Der Schauspieler Oscar Musinowski ist ein herausragender Sprecher und tritt auch in der großen Varieté-Szene als Conférencier auf, wo er durch großartiges Timing besticht. Aber warum muss er das ausgerechnet als halbgare Parodie des Blödel-Schlagerstars von anno dazumal, als Gottlieb Wendehals tun, unverwechselbar mit Karo-Jackett und Gummihuhn? Geht es hier nicht vielmehr darum, die Sensations- und sonstige Gier des Publikums (im Stück) bloßzulegen als die Figur zu denunzieren? Und hätte sich Margaritas Flug über die Stadt nicht theatralischer angehen lassen als mit einem Video mit Großaufnahmen der unmaskierten Teufels-Clique, deren Gesichter wir „offiziell“ noch gar nicht gesehen haben? So ist es dem eminent textverständlichen Solistenensemble aufgegeben, für Orientierung auf der Bühne und in der Aufführung zu sorgen, was dieses mit großem Engagement tut, wobei Nikolay Borchev mit leidens- und legatofähigem Bariton als Meister und der überraschend viel Witz aus Text und Musik herauskitzelnde Bjarni Thor Kristinsson als Voland herausragen.
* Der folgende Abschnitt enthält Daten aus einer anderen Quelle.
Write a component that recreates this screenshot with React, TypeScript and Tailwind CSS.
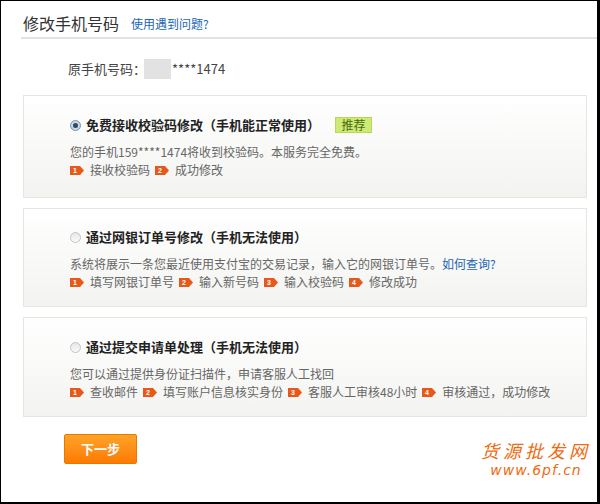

Szenisch bleiben also von diesem Abend vor allem – Fragen. Der anwesende Komponist allerdings zeigte sich erfreut und dankbar, dass das Theater seiner Heimatstadt seinem Opus Magnum eine zweite Chance einräumte, eine Generation nach der ersten. Und die entscheidende Erkenntnis dieses Abends ist letztlich doch, dass „Der Meister und Margarita“ gespielt werden muss. In jedem Fall. Mit einer Regisseurin oder einem Regisseur, die oder der sich diesem großartigen Stück enthusiastisch stellt. Und das hoffentlich nicht erst in 30 Jahren.